* START *
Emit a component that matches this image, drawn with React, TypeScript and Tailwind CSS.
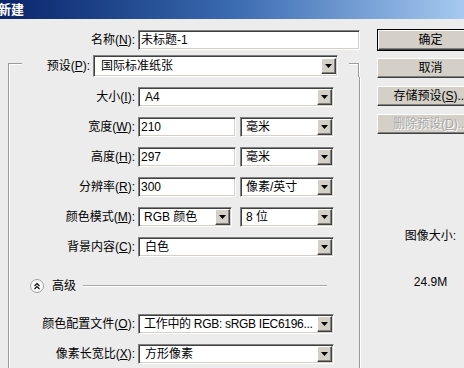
import React from 'react';

const sunken =
  'bg-white border border-t-[#808080] border-l-[#808080] border-r-white border-b-white shadow-[inset_1px_1px_0_#404040,inset_-1px_-1px_0_#d4d0c8]';

const raised =
  'bg-[#d4d0c8] border border-t-white border-l-white border-r-[#404040] border-b-[#404040] shadow-[inset_-1px_-1px_0_#808080]';

// small mnemonic-style label, e.g. 名称(N):
const Label = ({ text, k, className = '' }: { text: string; k: string; className?: string }) => (
  <span className={`whitespace-nowrap text-right ${className}`}>
    {text}(<span className="underline underline-offset-[1px]">{k}</span>):
  </span>
);

const Arrow = () => (
  <div className={`flex h-[16px] w-[15px] shrink-0 items-center justify-center ${raised}`}>
    <svg width="7" height="4" viewBox="0 0 7 4">
      <path d="M0 0h7L3.5 4z" fill="#000" />
    </svg>
  </div>
);

const Select = ({
  value,
  className,
  pad = 'pl-[6px]',
}: {
  value: string;
  className: string;
  pad?: string;
}) => (
  <div className={`flex h-[20px] items-center justify-between pr-[1px] ${sunken} ${className}`}>
    <span className={`min-w-0 overflow-hidden whitespace-nowrap ${pad}`}>{value}</span>
    <Arrow />
  </div>
);

const TextBox = ({ value, className }: { value: string; className: string }) => (
  <div className={`flex h-[20px] items-center pl-[2px] ${sunken} ${className}`}>
    <span>{value}</span>
  </div>
);

const Row = ({ text, k, children, className = '' }: { text: string; k: string; children: React.ReactNode; className?: string }) => (
  <div className={`flex h-[20px] items-center ${className}`}>
    <Label text={text} k={k} className="w-[126px]" />
    <div className="ml-[3px] flex gap-[6px]">{children}</div>
  </div>
);

const Button = ({ children, def = false, disabled = false, className = '' }: { children: React.ReactNode; def?: boolean; disabled?: boolean; className?: string }) => (
  <div className={`${def ? 'border border-black' : ''} ${className}`}>
    <div
      className={`flex h-[20px] items-center justify-center ${raised} ${
        disabled ? 'text-[#a8a8a8] [text-shadow:1px_1px_0_#fff]' : 'text-black'
      }`}
    >
      {children}
    </div>
  </div>
);

export default function App() {
  return (
    <div className="h-[368px] w-[464px] overflow-hidden bg-[#ececec] font-['Liberation_Sans','Noto_Sans_CJK_SC',sans-serif] text-[12px] leading-[14px] text-black">
      {/* title bar */}
      <div className="flex h-[19px] items-center bg-gradient-to-r from-[#0a246a] via-[#3a6ab0] to-[#a6caf0]">
        <span className="ml-[-2px] text-[13px] font-bold text-white">新建</span>
      </div>

      <div className="flex pt-[11px]">
        {/* left: fields */}
        <div className="w-[360px] shrink-0">
          <div className="flex h-[19px] items-center">
            <Label text="名称" k="N" className="w-[135px]" />
            <TextBox value="未标题-1" className="ml-[3px] h-[19px] w-[222px]" />
          </div>

          {/* group box */}
          <div className="ml-[8px] mt-[6px] w-[352px]">
            <div className="flex h-[22px]">
              <div className="h-[14px] w-[14px] shrink-0 self-end border-l border-t border-[#9a9a9a] shadow-[inset_1px_1px_0_#fff]" />
              <Label text="预设" k="P" className="w-[68px] self-center" />
              <Select value="国际标准纸张" className="ml-[3px] h-[22px] w-[245px] pl-[1px]" />
              <div className="w-[11px]" />
              <div className="h-[14px] w-[10px] shrink-0 self-end border-r border-t border-[#9a9a9a] shadow-[inset_0_1px_0_#fff,1px_0_0_#fff]" />
            </div>

            <div className="flex flex-col border-l border-r border-[#9a9a9a] pb-[40px] pt-[10px] shadow-[inset_1px_0_0_#fff,1px_0_0_#fff]">
              <div className="flex flex-col gap-[10px]">
                <Row text="大小" k="I">
                  <Select value="A4" className="w-[196px]" />
                </Row>
                <Row text="宽度" k="W">
                  <TextBox value="210" className="w-[98px]" />
                  <Select value="毫米" className="-ml-[2px] w-[94px]" pad="pl-[5px]" />
                </Row>
                <Row text="高度" k="H">
                  <TextBox value="297" className="w-[98px]" />
                  <Select value="毫米" className="-ml-[2px] w-[94px]" pad="pl-[5px]" />
                </Row>
                <Row text="分辨率" k="R">
                  <TextBox value="300" className="w-[98px]" />
                  <Select value="像素/英寸" className="-ml-[2px] w-[94px]" pad="pl-[5px]" />
                </Row>
                <Row text="颜色模式" k="M">
                  <Select value="RGB 颜色" className="w-[94px]" pad="pl-[5px]" />
                  <Select value="8 位" className="ml-[2px] w-[94px]" pad="pl-[5px]" />
                </Row>
                <Row text="背景内容" k="C">
                  <Select value="白色" className="w-[196px]" />
                </Row>
              </div>

              {/* advanced */}
              <div className="ml-[21px] mt-[23px] flex h-[12px] items-center">
                <svg width="14" height="14" viewBox="0 0 14 14" className="shrink-0">
                  <circle cx="7" cy="7" r="6.5" fill="#fafafa" stroke="#a0a0a0" />
                  <path d="M4.5 7l2.5-2.5L9.5 7M4.5 10l2.5-2.5L9.5 10" fill="none" stroke="#000" strokeWidth="1.1" />
                </svg>
                <span className="ml-[8px]">高级</span>
                <div className="ml-[7px] h-[2px] w-[244px] border-b border-t border-b-white border-t-[#a8a8a8]" />
              </div>

              <div className="mt-[22px] flex flex-col gap-[10px]">
                <Row text="颜色配置文件" k="O">
                  <Select value="工作中的 RGB: sRGB IEC6196..." className="w-[196px] tracking-[-0.3px]" pad="pl-[5px]" />
                </Row>
                <Row text="像素长宽比" k="X">
                  <Select value="方形像素" className="w-[196px]" />
                </Row>
              </div>
            </div>
          </div>
        </div>

        {/* right: buttons */}
        <div className="ml-[17px] flex w-[107px] shrink-0 flex-col">
          <Button def className="-mt-[1px]">确定</Button>
          <Button className="mt-[7px]">取消</Button>
          <Button className="mt-[8px]">
            <span>存储预设(<span className="underline underline-offset-[1px]">S</span>)...</span>
          </Button>
          <Button disabled className="mt-[8px]">
            <span>删除预设(<span className="underline underline-offset-[1px]">D</span>)...</span>
          </Button>
          <div className="mt-[95px] text-center">图像大小:</div>
          <div className="mt-[32px] text-center">24.9M</div>
        </div>
      </div>
    </div>
  );
}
* END *
= What to do =
Write the listing above out again exactly, dropping each image.

= Task result =
Emit a component that matches this image, drawn with React, TypeScript and Tailwind CSS.
import React from 'react';

const sunken =
  'bg-white border border-t-[#808080] border-l-[#808080] border-r-white border-b-white shadow-[inset_1px_1px_0_#404040,inset_-1px_-1px_0_#d4d0c8]';

const raised =
  'bg-[#d4d0c8] border border-t-white border-l-white border-r-[#404040] border-b-[#404040] shadow-[inset_-1px_-1px_0_#808080]';

// small mnemonic-style label, e.g. 名称(N):
const Label = ({ text, k, className = '' }: { text: string; k: string; className?: string }) => (
  <span className={`whitespace-nowrap text-right ${className}`}>
    {text}(<span className="underline underline-offset-[1px]">{k}</span>):
  </span>
);

const Arrow = () => (
  <div className={`flex h-[16px] w-[15px] shrink-0 items-center justify-center ${raised}`}>
    <svg width="7" height="4" viewBox="0 0 7 4">
      <path d="M0 0h7L3.5 4z" fill="#000" />
    </svg>
  </div>
);

const Select = ({
  value,
  className,
  pad = 'pl-[6px]',
}: {
  value: string;
  className: string;
  pad?: string;
}) => (
  <div className={`flex h-[20px] items-center justify-between pr-[1px] ${sunken} ${className}`}>
    <span className={`min-w-0 overflow-hidden whitespace-nowrap ${pad}`}>{value}</span>
    <Arrow />
  </div>
);

const TextBox = ({ value, className }: { value: string; className: string }) => (
  <div className={`flex h-[20px] items-center pl-[2px] ${sunken} ${className}`}>
    <span>{value}</span>
  </div>
);

const Row = ({ text, k, children, className = '' }: { text: string; k: string; children: React.ReactNode; className?: string }) => (
  <div className={`flex h-[20px] items-center ${className}`}>
    <Label text={text} k={k} className="w-[126px]" />
    <div className="ml-[3px] flex gap-[6px]">{children}</div>
  </div>
);

const Button = ({ children, def = false, disabled = false, className = '' }: { children: React.ReactNode; def?: boolean; disabled?: boolean; className?: string }) => (
  <div className={`${def ? 'border border-black' : ''} ${className}`}>
    <div
      className={`flex h-[20px] items-center justify-center ${raised} ${
        disabled ? 'text-[#a8a8a8] [text-shadow:1px_1px_0_#fff]' : 'text-black'
      }`}
    >
      {children}
    </div>
  </div>
);

export default function App() {
  return (
    <div className="h-[368px] w-[464px] overflow-hidden bg-[#ececec] font-['Liberation_Sans','Noto_Sans_CJK_SC',sans-serif] text-[12px] leading-[14px] text-black">
      {/* title bar */}
      <div className="flex h-[19px] items-center bg-gradient-to-r from-[#0a246a] via-[#3a6ab0] to-[#a6caf0]">
        <span className="ml-[-2px] text-[13px] font-bold text-white">新建</span>
      </div>

      <div className="flex pt-[11px]">
        {/* left: fields */}
        <div className="w-[360px] shrink-0">
          <div className="flex h-[19px] items-center">
            <Label text="名称" k="N" className="w-[135px]" />
            <TextBox value="未标题-1" className="ml-[3px] h-[19px] w-[222px]" />
          </div>

          {/* group box */}
          <div className="ml-[8px] mt-[6px] w-[352px]">
            <div className="flex h-[22px]">
              <div className="h-[14px] w-[14px] shrink-0 self-end border-l border-t border-[#9a9a9a] shadow-[inset_1px_1px_0_#fff]" />
              <Label text="预设" k="P" className="w-[68px] self-center" />
              <Select value="国际标准纸张" className="ml-[3px] h-[22px] w-[245px] pl-[1px]" />
              <div className="w-[11px]" />
              <div className="h-[14px] w-[10px] shrink-0 self-end border-r border-t border-[#9a9a9a] shadow-[inset_0_1px_0_#fff,1px_0_0_#fff]" />
            </div>

            <div className="flex flex-col border-l border-r border-[#9a9a9a] pb-[40px] pt-[10px] shadow-[inset_1px_0_0_#fff,1px_0_0_#fff]">
              <div className="flex flex-col gap-[10px]">
                <Row text="大小" k="I">
                  <Select value="A4" className="w-[196px]" />
                </Row>
                <Row text="宽度" k="W">
                  <TextBox value="210" className="w-[98px]" />
                  <Select value="毫米" className="-ml-[2px] w-[94px]" pad="pl-[5px]" />
                </Row>
                <Row text="高度" k="H">
                  <TextBox value="297" className="w-[98px]" />
                  <Select value="毫米" className="-ml-[2px] w-[94px]" pad="pl-[5px]" />
                </Row>
                <Row text="分辨率" k="R">
                  <TextBox value="300" className="w-[98px]" />
                  <Select value="像素/英寸" className="-ml-[2px] w-[94px]" pad="pl-[5px]" />
                </Row>
                <Row text="颜色模式" k="M">
                  <Select value="RGB 颜色" className="w-[94px]" pad="pl-[5px]" />
                  <Select value="8 位" className="ml-[2px] w-[94px]" pad="pl-[5px]" />
                </Row>
                <Row text="背景内容" k="C">
                  <Select value="白色" className="w-[196px]" />
                </Row>
              </div>

              {/* advanced */}
              <div className="ml-[21px] mt-[23px] flex h-[12px] items-center">
                <svg width="14" height="14" viewBox="0 0 14 14" className="shrink-0">
                  <circle cx="7" cy="7" r="6.5" fill="#fafafa" stroke="#a0a0a0" />
                  <path d="M4.5 7l2.5-2.5L9.5 7M4.5 10l2.5-2.5L9.5 10" fill="none" stroke="#000" strokeWidth="1.1" />
                </svg>
                <span className="ml-[8px]">高级</span>
                <div className="ml-[7px] h-[2px] w-[244px] border-b border-t border-b-white border-t-[#a8a8a8]" />
              </div>

              <div className="mt-[22px] flex flex-col gap-[10px]">
                <Row text="颜色配置文件" k="O">
                  <Select value="工作中的 RGB: sRGB IEC6196..." className="w-[196px] tracking-[-0.3px]" pad="pl-[5px]" />
                </Row>
                <Row text="像素长宽比" k="X">
                  <Select value="方形像素" className="w-[196px]" />
                </Row>
              </div>
            </div>
          </div>
        </div>

        {/* right: buttons */}
        <div className="ml-[17px] flex w-[107px] shrink-0 flex-col">
          <Button def className="-mt-[1px]">确定</Button>
          <Button className="mt-[7px]">取消</Button>
          <Button className="mt-[8px]">
            <span>存储预设(<span className="underline underline-offset-[1px]">S</span>)...</span>
          </Button>
          <Button disabled className="mt-[8px]">
            <span>删除预设(<span className="underline underline-offset-[1px]">D</span>)...</span>
          </Button>
          <div className="mt-[95px] text-center">图像大小:</div>
          <div className="mt-[32px] text-center">24.9M</div>
        </div>
      </div>
    </div>
  );
}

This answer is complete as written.